We were right. On Saturday morning, Jeff muttered and puttered around for a couple hours while the sorry remnants of Hurricane Ernesto kept us all indoors. Dad and I were on hand with what you might charitably call color commentary: advice, perhaps, but only of the fatuous kind offered up by the guys in the press box who couldn’t throw a pass to save their lives. It took Jeff a little while to figure out what he had done before and undo it, but suddenly there it was: the new version of Firefox downloading from the web in seconds rather than taking half an hour. “Gee, look at that, Paw!” To say we were stunned would be an understatement. After lunch, a couple more hours sufficed for Jeff to install a new wireless network.
On Sunday, while Jeff and Heidi’s six-year-old daughter Morgan went off to explore in the woods with my mother, the laptops came out in the living room. That’s the funny thing about computers: since they tend to be less absorbing than books, somehow their use doesn’t preclude social interaction quite the way reading a book does. On the other hand, when my parents sit together in the evening reading newspapers and magazines, they also frequently share aloud from what they’re reading, so maybe there isn’t a huge difference.
Suddenly, Morgan was back, in a state of high excitement: “There’s a snail! We found a snail! You HAVE to get pictures!”
And so I did. This was a distinctly unsluggish woodland mollusc — a snail on speed. They had picked it up somewhere down along the road, and it emerged from its shell almost immediately and began exploring my mother’s hand. While I snapped pictures, it glided rapidly from finger to finger like a circus performer, switching to other hands as they were offered.
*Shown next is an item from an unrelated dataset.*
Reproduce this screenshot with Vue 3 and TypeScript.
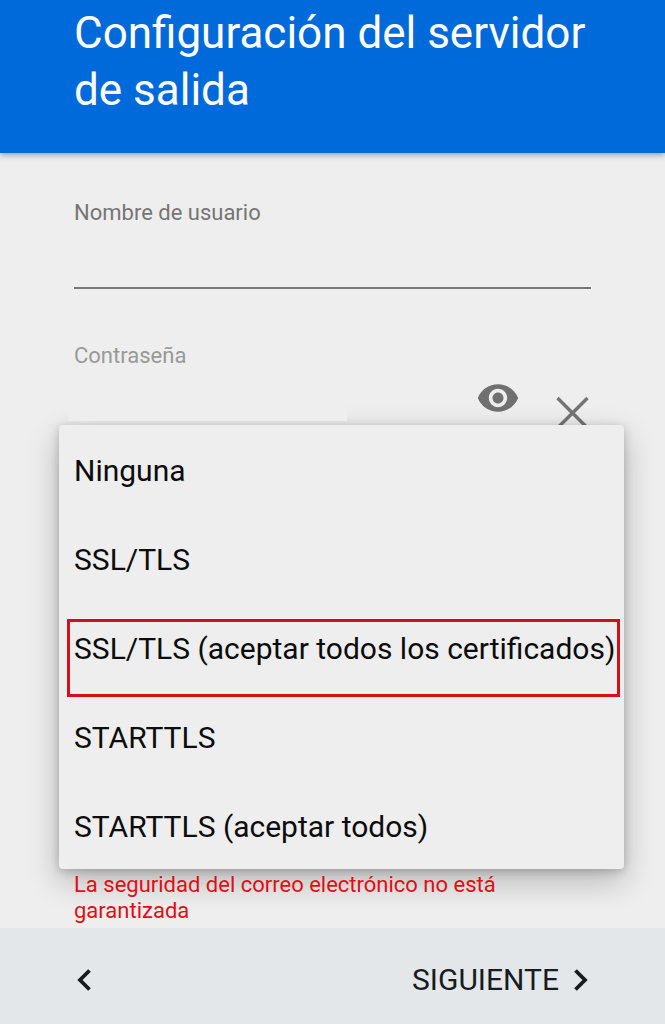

Ironically, living out here in the boondocks far from cable TV, we now have a faster connection than many folks in town. Jeff explained that since we’re tapping into a node less than a mile from our houses in a rural farm valley with, presumably, fewer than a dozen other Internet users, we don’t have to compete for space on the cable. In his suburban neighborhood in New Jersey, by contrast, hundreds of people might be downloading files off the Internet at any one time.
Needless to say, this has left us all feeling a little breathless and barely able to believe our good fortune. But high-speed access probably isn’t going to change our lives. Like the snail, I’ll still remain fairly slow moving and low-energy by most people’s standards. I’ll still retreat into my shell from time to time. But I’ll relish being able to explore things like Flickr slideshows and Internet radio, and I’m already appreciating the ability to dispose of mundane tasks, such as reading and answering email, more quickly.
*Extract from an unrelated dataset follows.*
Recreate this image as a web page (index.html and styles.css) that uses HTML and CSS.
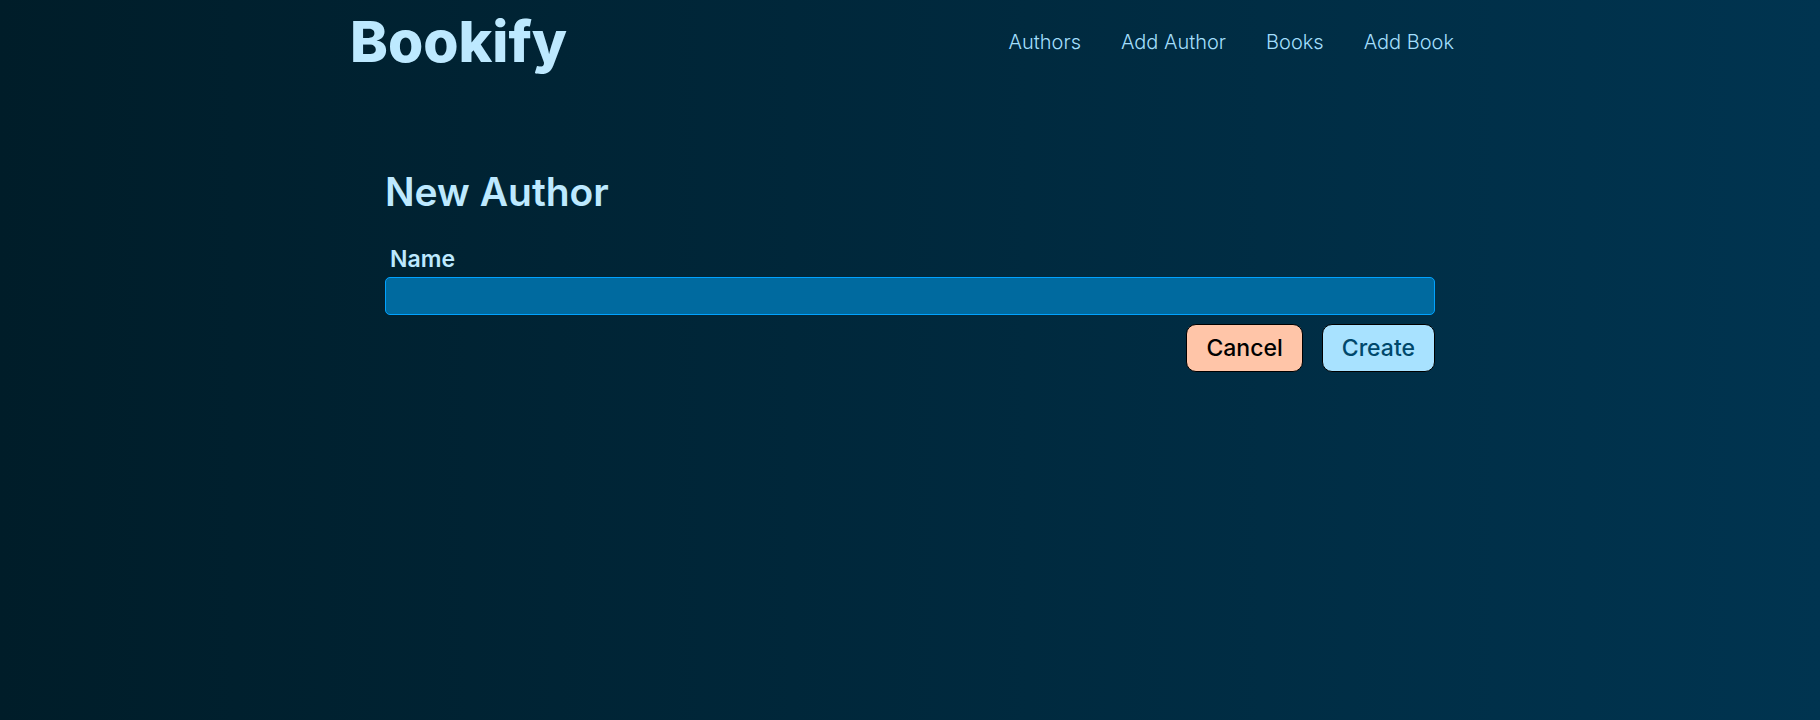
FILE: index.html
```
<!DOCTYPE html>
<html lang="en">
<head>
<meta charset="utf-8">
<meta name="viewport" content="width=device-width, initial-scale=1">
<title>Bookify</title>
<link rel="stylesheet" href="styles.css">
</head>
<body>
<header class="header">
  <h1 class="logo">Bookify</h1>
  <nav class="nav">
    <a class="nav-link" href="#authors">Authors</a>
    <a class="nav-link" href="#new-author">Add Author</a>
    <a class="nav-link" href="#books">Books</a>
    <a class="nav-link" href="#new-book">Add Book</a>
  </nav>
</header>
<main class="main">
  <h2 class="title">New Author</h2>
  <form class="form">
    <label class="label" for="name">Name</label>
    <input class="input" type="text" id="name" name="name">
    <div class="actions">
      <button class="button button-cancel" type="button">Cancel</button>
      <button class="button button-create" type="submit">Create</button>
    </div>
  </form>
</main>
</body>
</html>
```
FILE: styles.css
```
* {
  box-sizing: border-box;
}

body {
  margin: 0;
  min-height: 100vh;
  font-family: Inter, "Liberation Sans", sans-serif;
  color: #bde9ff;
  background: linear-gradient(to right, #001d29, #003450);
}

.header {
  display: flex;
  align-items: center;
  justify-content: space-between;
  max-width: 1120px;
  margin: 0 auto;
  padding: 8px 16px 8px 0;
}

.logo {
  margin: 0;
  font-size: 57px;
  line-height: 68px;
  font-weight: 800;
}

.nav {
  display: flex;
  gap: 40px;
}

.nav-link {
  color: #a3dffc;
  font-size: 20px;
  line-height: 24px;
  font-weight: 300;
  text-decoration: none;
}

.main {
  max-width: 1120px;
  margin: 0 auto;
  padding: 84px 35px;
}

.title {
  margin: 0 0 29px;
  font-size: 39px;
  line-height: 48px;
  font-weight: 600;
}

.form {
  display: flex;
  flex-direction: column;
}

.label {
  padding: 0 5px;
  margin-bottom: 4px;
  font-size: 23px;
  line-height: 28px;
  font-weight: 600;
}

.input {
  width: 100%;
  height: 38px;
  padding: 4px 8px;
  border: 1px solid #00a2ff;
  border-radius: 5px;
  background: #006a9f;
  color: #bde9ff;
  font: inherit;
  font-size: 20px;
}

.actions {
  display: flex;
  justify-content: flex-end;
  gap: 19px;
  margin-top: 9px;
}

.button {
  padding: 9px 19px;
  border: 1px solid #000;
  border-radius: 10px;
  font-family: inherit;
  font-size: 23px;
  line-height: 28px;
  font-weight: 500;
}

.button-cancel {
  background: #ffc5a8;
  color: #000;
}

.button-create {
  background: #a8e2ff;
  color: #00486b;
}
```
Best of all is the fact that I no longer have to keep my computer on all the time to avoid breaking the wireless connection between the houses, as was the case when it ran through the modem in my Dad’s computer. Now, I can turn the computer off before going to bed each night and wake up in a quiet house. More than anything else, it is that new access to silence that feels luxurious.
Click here to see all six snail pictures. If you have favorite sites on the Internet that you think I’d enjoy, I’d love to hear about them. My tastes in music run to blues, jazz, roots/world music, and modern classical.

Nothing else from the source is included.